To achieve the set target of 75 GW from solar installations by 2035, more than 300,000 acres across the country would be required. It is no secret that the rural economy, under pressure from, for example, rising input prices and many other things, has already faced significant challenges in recent years. Left with no viable options, some people have been forced to sell or leave their land, in the process guaranteeing that it will almost certainly never return to food-producing status. Yet across all of those estates—the farms and all of that land—the barn roofs are empty and blank.

Smaller stand-alone solar is less impactful, quicker and easier to install, does not risk damaging the local infrastructure and provides an additional, reliable source of income for struggling farms. I am in no way saying that farmers with 10, 20 or 30 acres of unproductive land should not, in consultation with their local planning authority and local communities, be able to utilise land that is not useful for producing food any more. They should be able to put solar on their rooftops. But the fundamental point is that no amount of solar will revive the fortunes of some of the farms that are struggling —quite the opposite.

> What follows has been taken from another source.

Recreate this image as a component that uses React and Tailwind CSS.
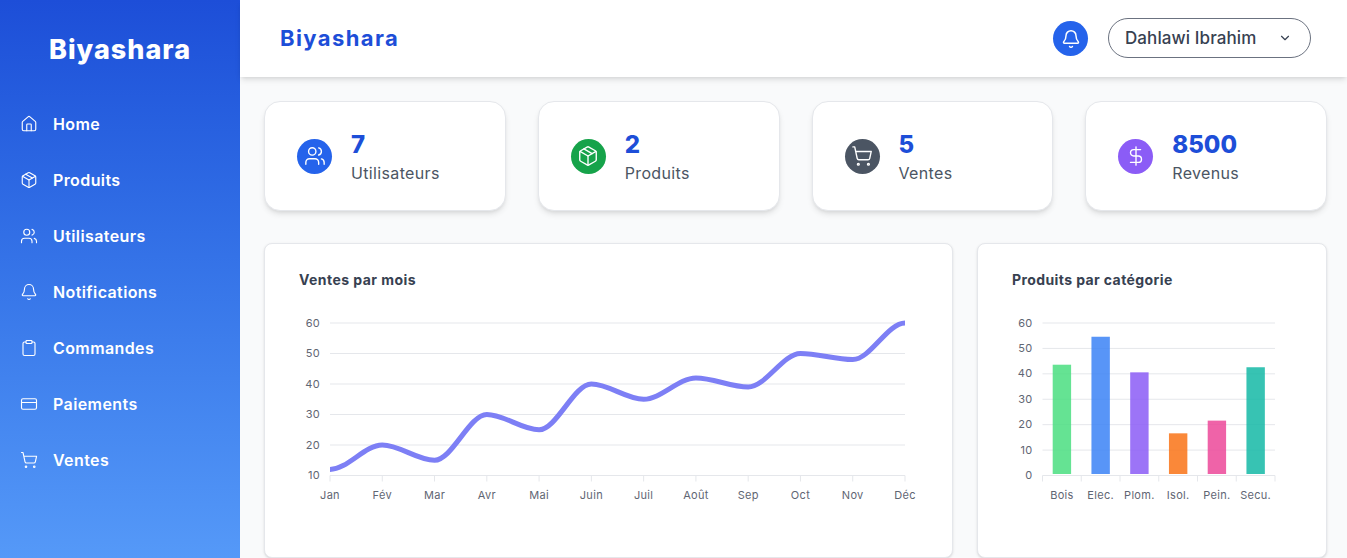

Time and again I hear the baseless argument from developers—this point has already been developed in this debate—that anything less than grade 3a land should be given over because they believe it to be incapable of growing food. I disagree. Grade 3b land can be very productive; I know that, because the bulk of my constituency that sits in the vale of Aylesbury sits on blue clay. That means the vast majority of it gets a grade 3b land rating, but it remains perfectly capable in many cases, having been nurtured, loved and looked after for generations, of producing 10-tonne-a-hectare wheat harvests. Many farmers in other parts of the country on grade 2 land or even grade 1 land would bite their right hand off to get such a yield at harvest time.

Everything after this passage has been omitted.